В один из таких дней возле нашего барака остановилась повозка. На облучке сидел немецкий солдат. В повозке стонали раненые. Обитатели барака мгновенно попрятались. Немец, заметив меня, поманил пальцем. Дрожа от страха, я подошел. У немца не было оружия. Мундир на нем был разодран. Потное лицо заросло рыжей щетиной. Он произнес только одно слово: «Вассер!». Немец просил воды. Я показал ему, где колодец. Немец достал из-под повозки ведро и пошел к колодцу. Набрав полное ведро воды, он напоил сначала лошадей, потом раненых. Потом напился сам. Уже разворачивая повозку, он снова подозвал меня и дал яблоко. Я долго смотрел ему вслед...
Как-то вечером в наш барак вбежала молодая цыганка:
— Ховайтесь! В селе власовцы! Узнают, что вы евреи, постреляют!

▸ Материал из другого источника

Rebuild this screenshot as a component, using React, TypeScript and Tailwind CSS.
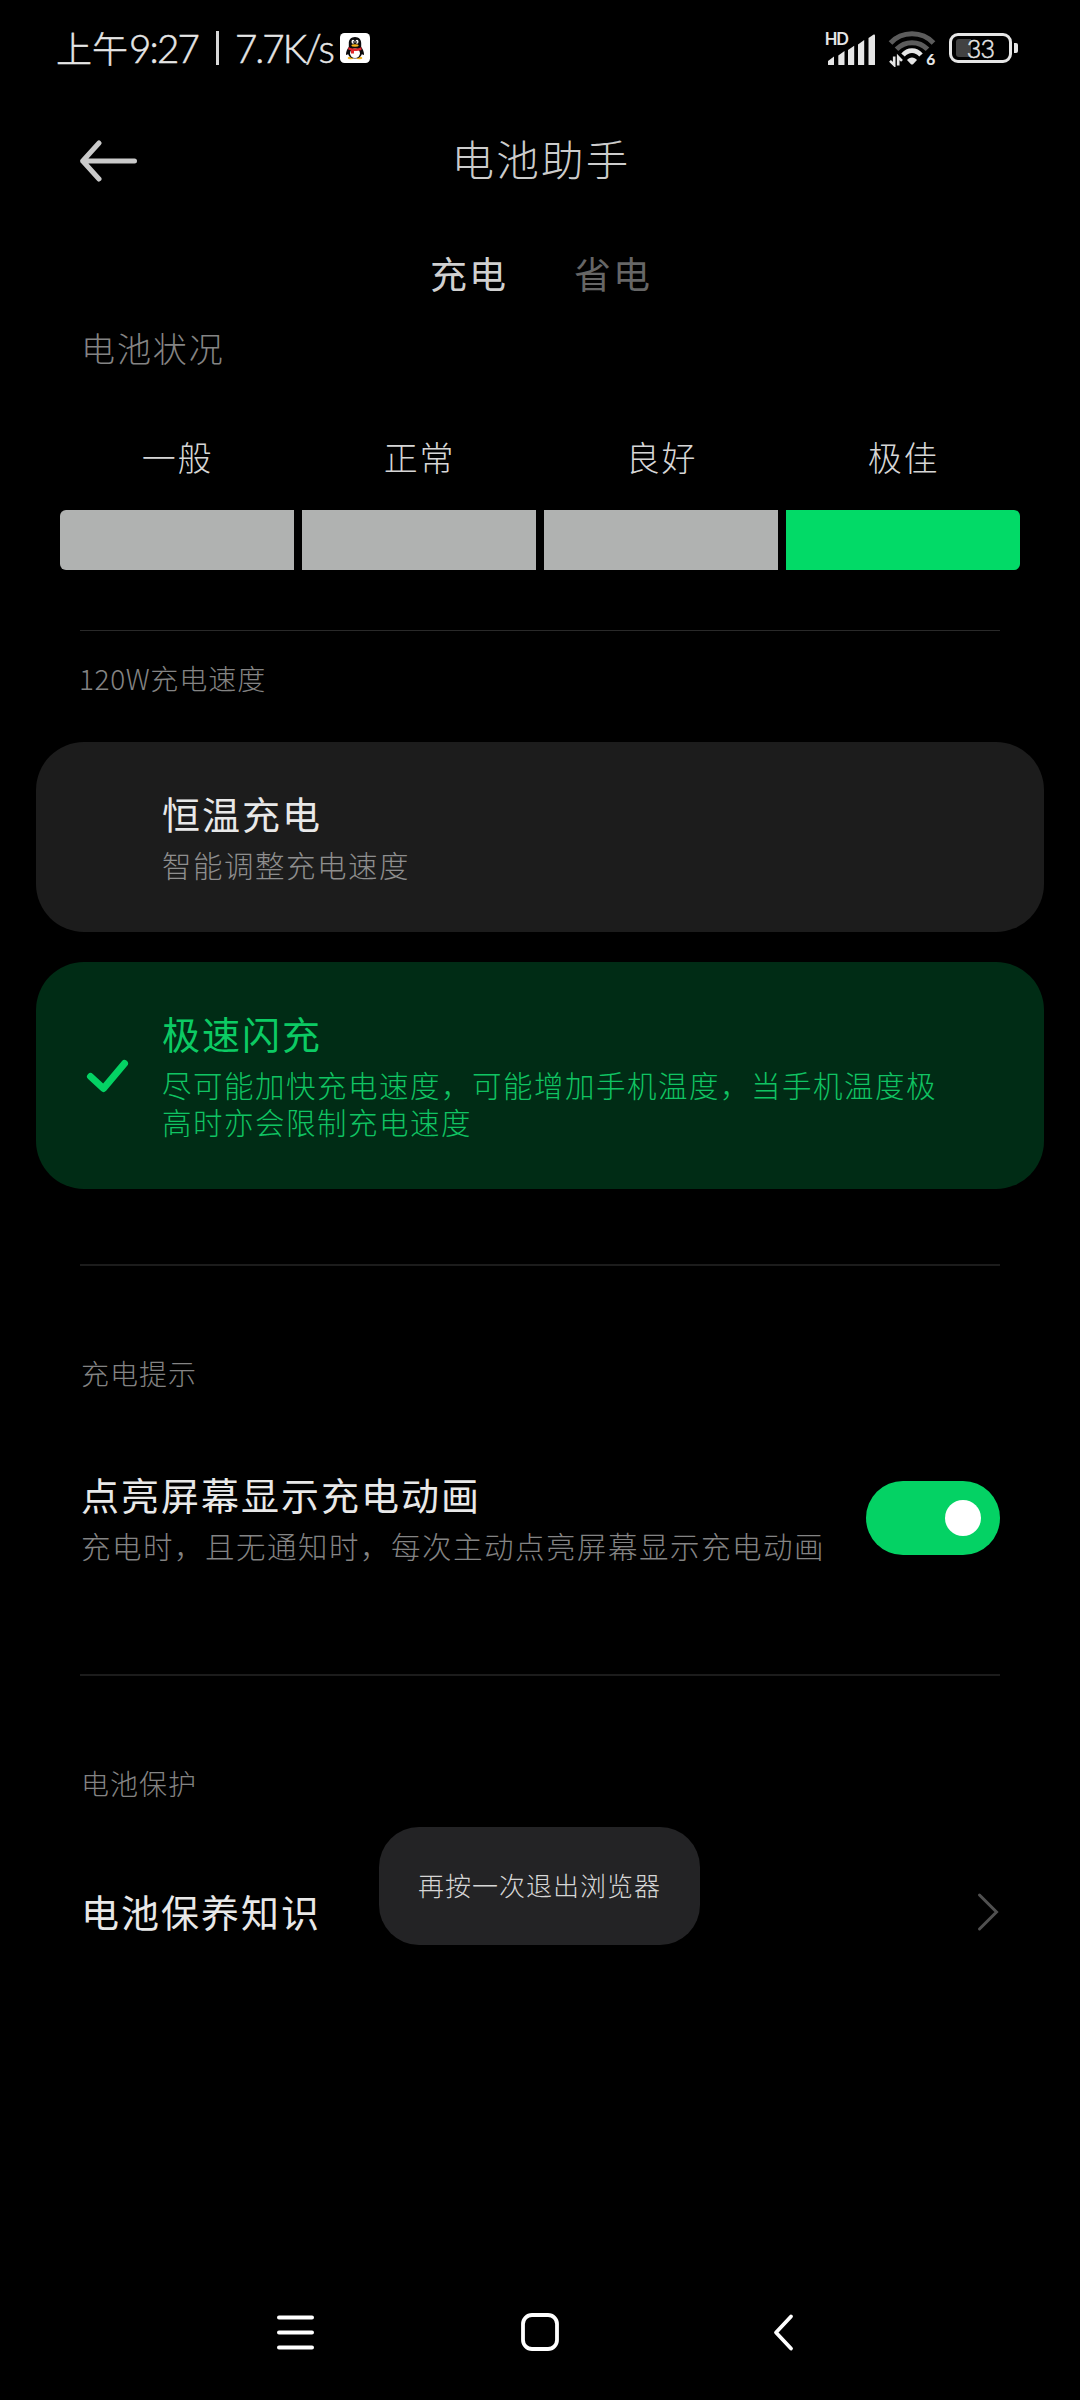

О власовцах шла дурная слава. Говорили, что отступая, они сжигают целые деревни.
Несколько дней мы провели за лагерем, в глубоком овраге. Наконец, не выдержав, я сказал маме:
— Пойду, посмотрю. Может, в Карловке уже наши.
Со мной пошла и сестра. Не успели мы вылезти из оврага, как увидели двух всадников. На плечах у них были погоны. Мы бросились назад. Но всадники заметили нас и закричали:
— Эй, ребята! Немцы в селе есть?
Мы остановились. Всадники подъехали ближе. На ушанках у них были красные звездочки. Наши!
Это произошло 28 марта 1944 года.
А через несколько дней оборванные, грязные, босые, но безмерно счастливые мы шли за наступающей Красной Армией домой, в Одессу!